The Own Resources Decision must be ratified by all 27 member states before the Commission can set the recovery fund in motion and distribute the cash in the form of grants and low-interest loans. As of today, only 16 countries have submitted their ratification, with 11 still assessing and debating the bill.

Last Friday, German President Frank-Walter Steinmeier was ready to sign off Germany’s ratification of the legal text, which had received a large, cross-party support in both chambers of the Bundestag, the country’s federal parliament.

But the constitutional court prevented Steinmeir from rubber-stamping the text in order to examine first an emergency appeal filed by the far-right party Alternative for Germany (AfD) and a civic group named Bündnis Bürgerwille, or Citizens’ Will Alliance. Both argue the recovery fund breaches the EU treaties.
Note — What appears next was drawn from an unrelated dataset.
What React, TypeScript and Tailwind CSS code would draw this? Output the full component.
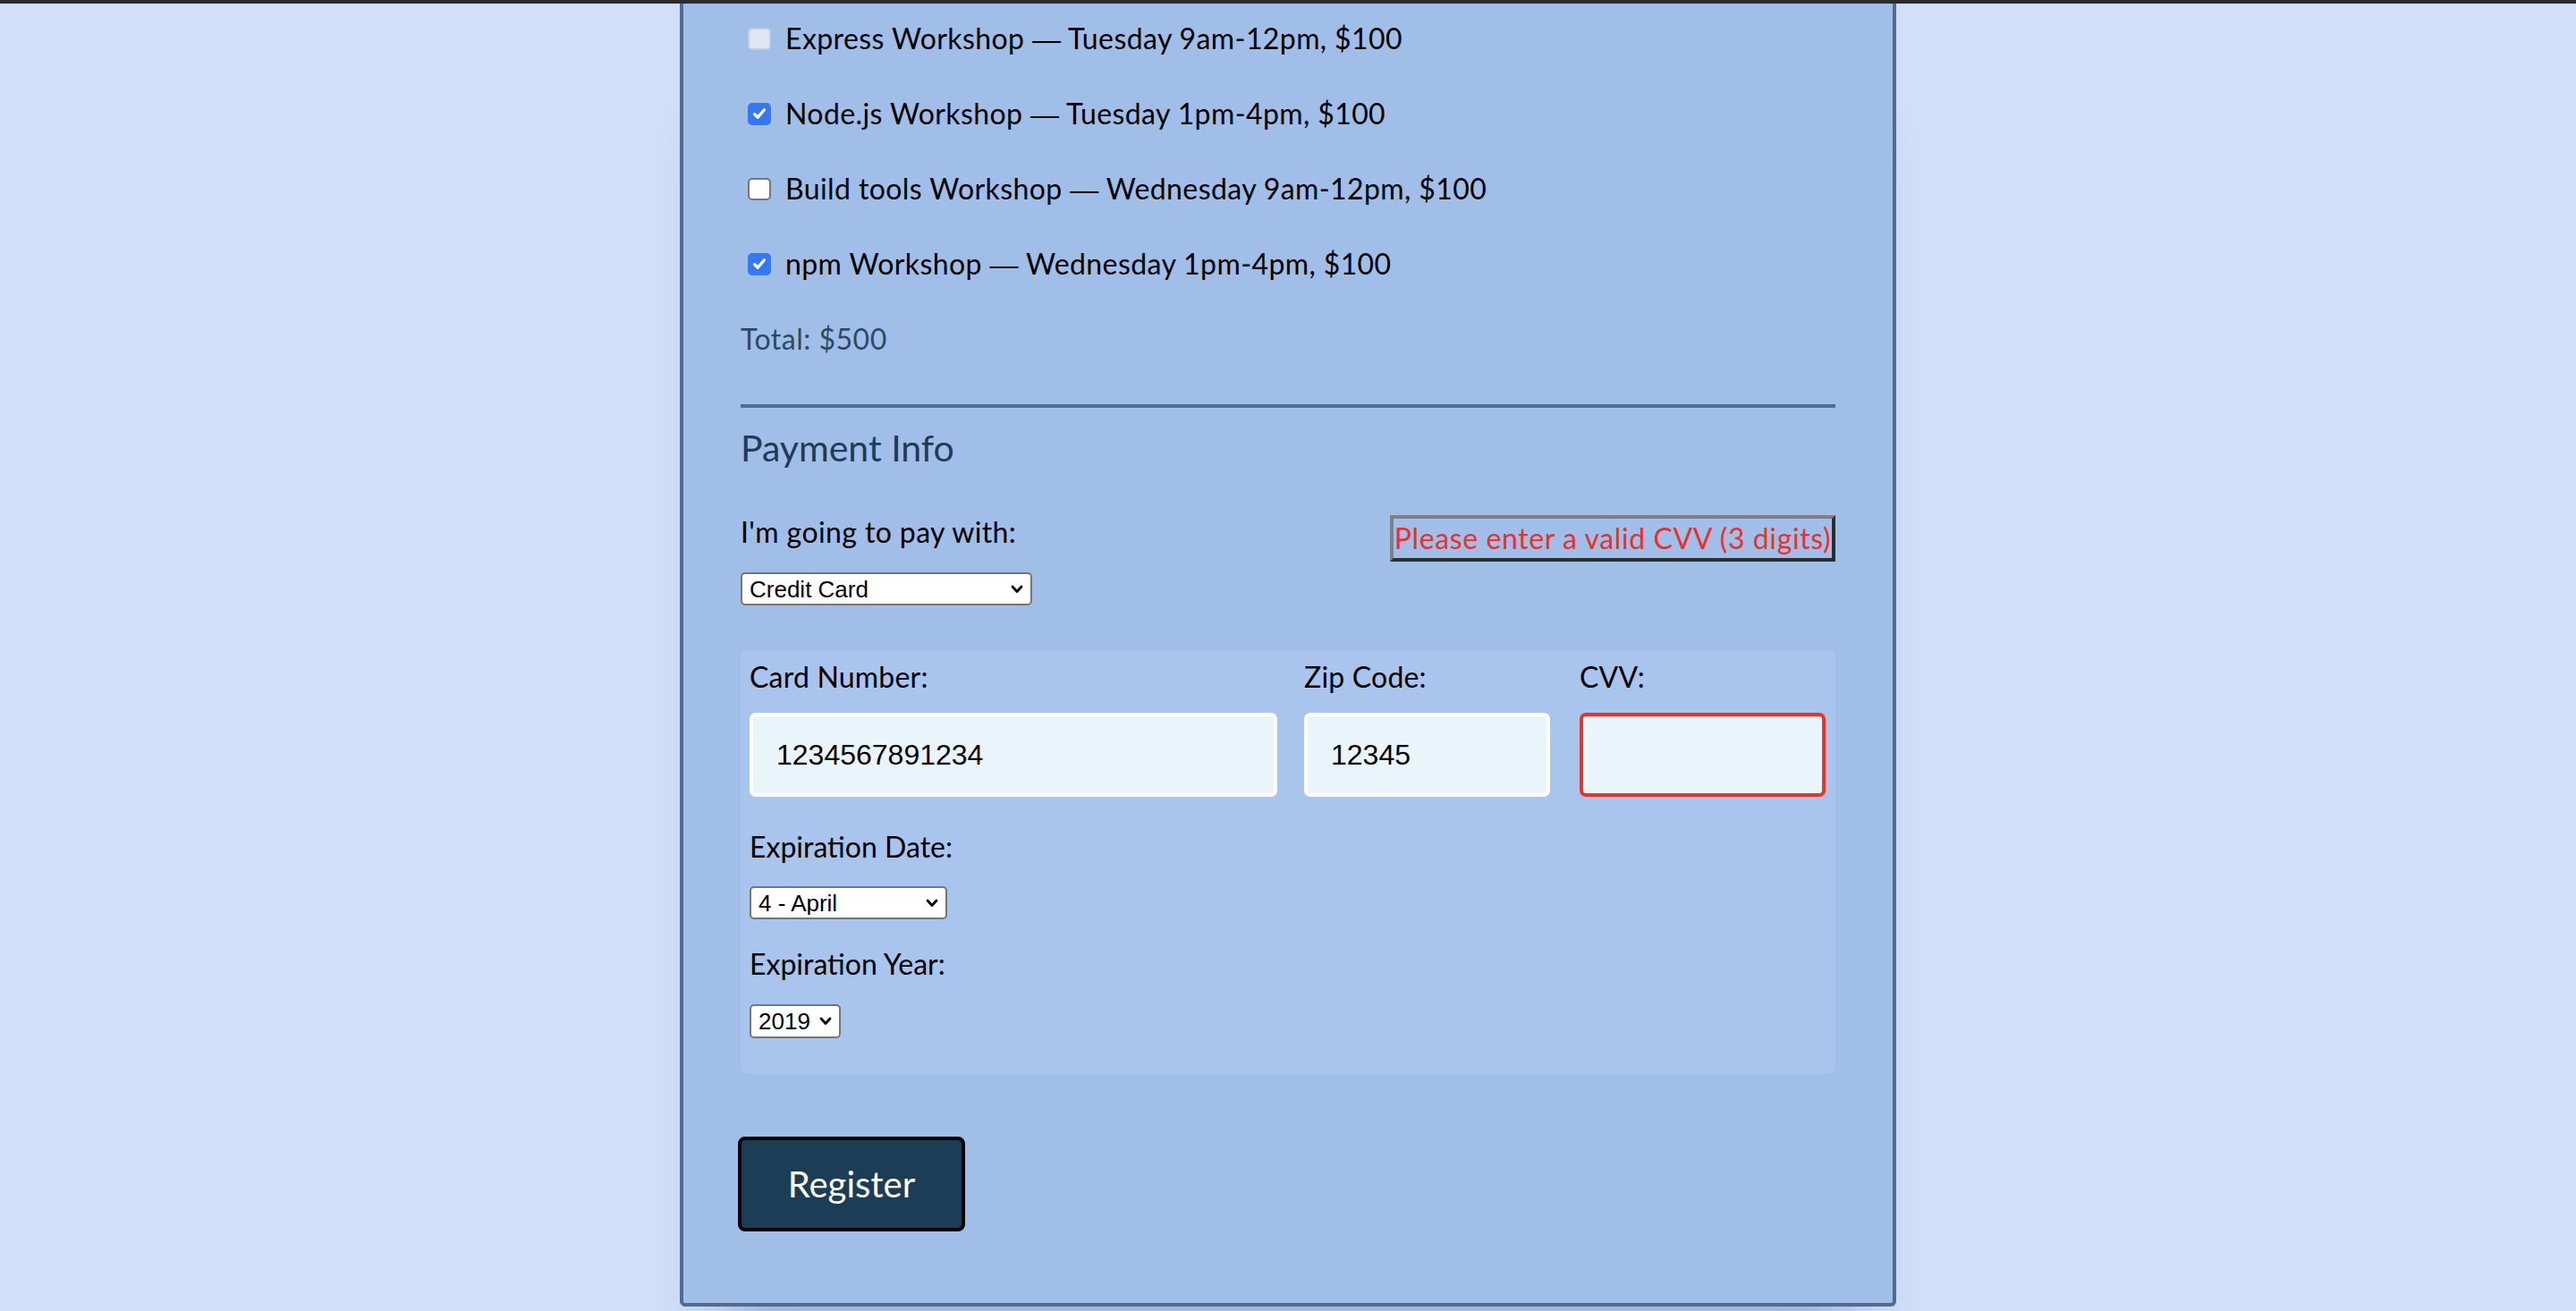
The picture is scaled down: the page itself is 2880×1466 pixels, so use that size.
import { useState } from "react";

type BoxState = "disabled" | "checked" | "empty";

const WORKSHOPS: { name: string; time: string; state: BoxState }[] = [
  { name: "Express Workshop", time: "Tuesday 9am-12pm, $100", state: "disabled" },
  { name: "Node.js Workshop", time: "Tuesday 1pm-4pm, $100", state: "checked" },
  { name: "Build tools Workshop", time: "Wednesday 9am-12pm, $100", state: "empty" },
  { name: "npm Workshop", time: "Wednesday 1pm-4pm, $100", state: "checked" },
];

function Box({ state }: { state: BoxState }) {
  if (state === "checked")
    return (
      <span className="flex h-[25px] w-[26px] shrink-0 items-center justify-center rounded-[5px] bg-[#3478f6]">
        <svg viewBox="0 0 16 16" className="size-[18px]">
          <path d="M3.2 8.6 L6.4 11.8 L12.8 4.2" fill="none" stroke="white" strokeWidth="3" strokeLinecap="round" strokeLinejoin="round" />
        </svg>
      </span>
    );
  if (state === "disabled")
    return <span className="h-[25px] w-[26px] shrink-0 rounded-[5px] border-2 border-[#c3cdda] bg-[#dfe6f1]" />;
  return <span className="h-[25px] w-[26px] shrink-0 rounded-[5px] border-2 border-[#767676] bg-white" />;
}

function Chevron() {
  return (
    <svg viewBox="0 0 14 10" className="pointer-events-none absolute right-[10px] top-1/2 h-[10px] w-[14px] -translate-y-1/2">
      <path d="M2 2 L7 7.5 L12 2" fill="none" stroke="black" strokeWidth="2.8" strokeLinecap="round" strokeLinejoin="round" />
    </svg>
  );
}

function Select({ value, options, className }: { value: string; options: string[]; className: string }) {
  const [v, setV] = useState(value);
  return (
    <div className={`relative ${className}`}>
      <select
        value={v}
        onChange={(e) => setV(e.target.value)}
        className="h-full w-full appearance-none rounded-[5px] border-2 border-[#767676] bg-white pl-[8px] font-['Liberation_Sans',Arial,sans-serif] text-[26px] leading-none text-black outline-none"
      >
        {options.map((o) => (
          <option key={o}>{o}</option>
        ))}
      </select>
      <Chevron />
    </div>
  );
}

function Field({ label, value, width, error }: { label: string; value: string; width: string; error?: boolean }) {
  return (
    <div className={width}>
      <label className="block text-[32px] leading-[40px] tracking-[0.2px] text-black">{label}</label>
      <input
        defaultValue={value}
        className={`mt-[20px] h-[94px] w-full rounded-[7px] border-[4px] bg-[#e9f5fa] pl-[26px] font-['Liberation_Sans',Arial,sans-serif] text-[32px] text-black outline-none ${
          error ? "border-[#e8352b]" : "border-white"
        }`}
      />
    </div>
  );
}

export default function App() {
  return (
    <div className="min-h-[1466px] overflow-hidden bg-[#d1dff8] font-['Lato','Noto_Sans',sans-serif]">
      <div className="h-[4px] bg-[#2c2c2c]" />
      <div className="mx-auto w-[1360px] rounded-b-[6px] border-x-4 border-b-4 border-[#4f6d91] bg-[#a1bee9] px-[64px] pb-[80px] pt-[19px] shadow-[0_90px_70px_-50px_rgba(40,70,130,0.3)]">
        <div className="flex flex-col gap-[44px]">
          {WORKSHOPS.map((w) => (
            <label key={w.name} className="ml-[8px] flex h-[40px] items-center gap-[16px] text-[32px] leading-[40px] tracking-[0.4px] text-black">
              <Box state={w.state} />
              <span>
                {w.name} <span className="font-['Liberation_Sans',sans-serif]">—</span> {w.time}
              </span>
            </label>
          ))}
          <p className="text-[32px] leading-[40px] tracking-[0.5px] text-[#2b4a66]">Total: $500</p>
        </div>

        <hr className="mt-[53px] border-0 border-t-4 border-[#4f6e93]" />

        <h2 className="mt-[20px] text-[41px] leading-[50px] text-[#1f3b57]">Payment Info</h2>

        <div className="mt-[49px] flex items-start justify-between">
          <div>
            <p className="text-[32px] leading-[40px] tracking-[0.4px] text-black">I'm going to pay with:</p>
            <Select value="Credit Card" options={["Select Payment Method", "Credit Card", "PayPal", "Bitcoin"]} className="mt-[25px] h-[37px] w-[326px]" />
          </div>
          <span className="mt-[1px] flex h-[52px] w-[498px] items-center justify-center whitespace-nowrap border-[4px] border-b-[#2d2d2d] border-l-[#808080] border-r-[#2d2d2d] border-t-[#808080] text-[32px] leading-none tracking-[0.6px] text-[#ec2f27]">
            Please enter a valid CVV (3 digits)
          </span>
        </div>

        <div className="mt-[50px] rounded-[8px] bg-[#a9c5ed] pb-[40px] pl-[10px] pt-[10px]">
          <div className="flex">
            <Field label="Card Number:" value="1234567891234" width="w-[590px]" />
            <div className="w-[30px]" />
            <Field label="Zip Code:" value="12345" width="w-[275px]" />
            <div className="w-[33px]" />
            <Field label="CVV:" value="" width="w-[275px]" error />
          </div>

          <p className="mt-[36px] text-[32px] leading-[40px] text-black">Expiration Date:</p>
          <Select
            value="4 - April"
            options={["1 - January", "2 - February", "3 - March", "4 - April", "5 - May", "6 - June", "7 - July", "8 - August", "9 - September", "10 - October", "11 - November", "12 - December"]}
            className="mt-[24px] h-[37px] w-[221px]"
          />

          <p className="mt-[30px] text-[32px] leading-[40px] text-black">Expiration Year:</p>
          <Select value="2019" options={["2019", "2020", "2021", "2022", "2023", "2024"]} className="mt-[25px] h-[38px] w-[102px]" />
        </div>

        <button className="ml-[-3px] mt-[70px] flex h-[106px] w-[254px] items-center justify-center rounded-[8px] border-4 border-black bg-[#1b3d55] text-[40px] text-white">
          Register
        </button>
      </div>
    </div>
  );
}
Reacting to the news, the European Commission reaffirmed its confidence on the legal validity of the Own Resources Decision. A spokesperson said on Monday that it was “crucial” that all ratifications are in place before the end of June and refused to suggest alternative routes if the deadline is not met in time.

It is unclear how long the German court will take to examine the emergency appeal. It could take weeks or months, perhaps thwarting the Commission’s schedule. For the time being, the process is on hold: Germany can’t proceed with the ratification until Karlsruhe pronounces itself.